His wrath will come to an end;
  he will not be angry for ever.
He does not treat us according to our sins
  nor repay us according to our faults.
The Lord is compassion and love.
For as the heavens are high above the earth
  so strong is his love for those who fear him.
As far as the east is from the west
  so far does he remove our sins.
The Lord is compassion and love.

Gospel Acclamation
Lk15:18
Glory and praise to you, O Christ!
I will leave this place and go to my father and say:
‘Father, I have sinned against heaven and against you.’
Glory and praise to you, O Christ!

Gospel
Luke 15:1-3,11-32 ©
The tax collectors and the sinners were all seeking the company of Jesus to hear what he had to say, and the Pharisees and the scribes complained. ‘This man’ they said ‘welcomes sinners and eats with them.’ So he spoke this parable to them:
  ‘A man had two sons.

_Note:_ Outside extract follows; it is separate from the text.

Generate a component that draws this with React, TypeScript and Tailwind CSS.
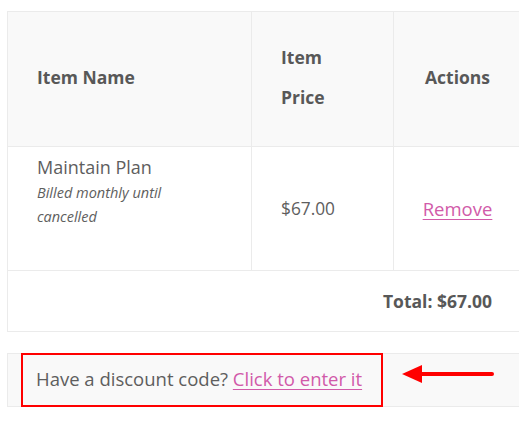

The younger said to his father, “Father, let me have the share of the estate that would come to me.” So the father divided the property between them. A few days later, the younger son got together everything he had and left for a distant country where he squandered his money on a life of debauchery.
  ‘When he had spent it all, that country experienced a severe famine, and now he began to feel the pinch, so he hired himself out to one of the local inhabitants who put him on his farm to feed the pigs. And he would willingly have filled his belly with the husks the pigs were eating but no one offered him anything. Then he came to his senses and said, “How many of my father’s paid servants have more food than they want, and here am I dying of hunger! I will leave this place and go to my father and say: Father, I have sinned against heaven and against you; I no longer deserve to be called your son; treat me as one of your paid servants.” So he left the place and went back to his father.
  ‘While he was still a long way off, his father saw him and was moved with pity. He ran to the boy, clasped him in his arms and kissed him tenderly. Then his son said, “Father, I have sinned against heaven and against you. I no longer deserve to be called your son.” But the father said to his servants, “Quick! Bring out the best robe and put it on him; put a ring on his finger and sandals on his feet. Bring the calf we have been fattening, and kill it; we are going to have a feast, a celebration, because this son of mine was dead and has come back to life; he was lost and is found.” And they began to celebrate.
  ‘Now the elder son was out in the fields, and on his way back, as he drew near the house, he could hear music and dancing. Calling one of the servants he asked what it was all about. “Your brother has come” replied the servant “and your father has killed the calf we had fattened because he has got him back safe and sound.” He was angry then and refused to go in, and his father came out to plead with him; but he answered his father, “Look, all these years I have slaved for you and never once disobeyed your orders, yet you never offered me so much as a kid for me to celebrate with my friends. But, for this son of yours, when he comes back after swallowing up your property – he and his women – you kill the calf we had been fattening.”
  ‘The father said, “My son, you are with me always and all I have is yours. But it was only right we should celebrate and rejoice, because your brother here was dead and has come to life; he was lost and is found.”’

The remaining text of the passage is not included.